Background & objective: Changes in submucosal vascularization and inflammation, determined by immunohistochemistry staining, were shown to be correlated with the development of dysplasia and invasiveness of epithelial cells in premalignant and malignant lesions. This study evaluated changes in sections routinely stained with Hematoxylin and Eosin (H&E) in order to investigate vascular density and intensity of inflammatory cells infiltration during the progression of oral leukoplakia with mild dysplasia to Squamous Cell Carcinoma (SCC).The aim of the research was to determine whether changes in sub-mucosal vascularity and inflammatory infiltration of leukoplakia in routine H&E-stained sections could contribute to the assessment of severity of the lesion.
Methods: In this cross-sectional, comparative and descriptive study, vascular density and inflammation intensity of 125 available samples of H&E-stained sections, consisting of 35 cases of mild and moderate dysplasia, 38 severe dysplasia and carcinoma in situ, and 52 SCC, were investigated.
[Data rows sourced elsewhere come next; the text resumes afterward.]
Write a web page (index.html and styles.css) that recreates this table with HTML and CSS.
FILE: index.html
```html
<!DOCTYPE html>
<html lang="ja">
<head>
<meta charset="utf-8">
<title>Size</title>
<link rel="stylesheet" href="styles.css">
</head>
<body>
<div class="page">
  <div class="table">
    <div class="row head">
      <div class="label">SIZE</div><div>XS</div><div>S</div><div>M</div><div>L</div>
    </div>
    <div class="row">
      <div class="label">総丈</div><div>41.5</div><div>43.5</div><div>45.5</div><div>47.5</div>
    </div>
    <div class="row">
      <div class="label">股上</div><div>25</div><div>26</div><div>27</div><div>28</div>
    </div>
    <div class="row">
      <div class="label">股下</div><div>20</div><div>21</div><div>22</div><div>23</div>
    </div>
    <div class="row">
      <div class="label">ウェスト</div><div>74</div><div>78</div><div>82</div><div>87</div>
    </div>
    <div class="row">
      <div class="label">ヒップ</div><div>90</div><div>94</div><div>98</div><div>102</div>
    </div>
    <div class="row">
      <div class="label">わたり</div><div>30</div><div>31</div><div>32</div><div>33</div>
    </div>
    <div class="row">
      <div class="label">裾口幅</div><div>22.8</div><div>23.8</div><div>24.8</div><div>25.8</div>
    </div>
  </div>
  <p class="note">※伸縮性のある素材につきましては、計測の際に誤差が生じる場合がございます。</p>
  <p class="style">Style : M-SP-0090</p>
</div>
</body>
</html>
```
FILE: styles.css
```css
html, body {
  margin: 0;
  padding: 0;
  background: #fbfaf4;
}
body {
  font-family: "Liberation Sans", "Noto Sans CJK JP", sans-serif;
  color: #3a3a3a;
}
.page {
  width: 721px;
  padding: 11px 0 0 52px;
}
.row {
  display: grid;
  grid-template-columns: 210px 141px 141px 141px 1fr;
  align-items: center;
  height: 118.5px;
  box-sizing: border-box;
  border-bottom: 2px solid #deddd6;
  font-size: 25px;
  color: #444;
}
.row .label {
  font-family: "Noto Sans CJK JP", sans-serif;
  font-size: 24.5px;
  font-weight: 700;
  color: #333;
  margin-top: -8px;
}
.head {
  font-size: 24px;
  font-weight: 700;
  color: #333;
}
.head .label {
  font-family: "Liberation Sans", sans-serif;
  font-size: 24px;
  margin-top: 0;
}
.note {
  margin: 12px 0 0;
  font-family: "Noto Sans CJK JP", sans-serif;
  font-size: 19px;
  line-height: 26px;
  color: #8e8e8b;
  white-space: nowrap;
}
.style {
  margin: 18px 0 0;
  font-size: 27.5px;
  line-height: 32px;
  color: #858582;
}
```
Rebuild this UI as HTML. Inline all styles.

To analyze the data, chi-square test, Mann-Whitney test, Kruskal-Wallis test, Tukey’s post hoc test, and cumulative ordinal logistic regression were conducted.
Results: There was a significantly higher vascular density in cases with severe dysplasia, in situ carcinoma, and SCC compared to those with mild to moderate dysplasia (P<0.0001). However, the difference in vascularity was not statically significant between severe dysplasia, carcinoma in situ, and SCC (P=0.78). Intensity of inflammatory cells infiltration in the underlying connective tissue was significantly different among the three groups (P<0.0001), and the highest intensity of inflammatory cells infiltration was seen in the SCC group.
Conclusions: Increased submucosal vascularization and inflammatory cells infiltration can contribute further to predicting more aggressive epithelial dysplasia.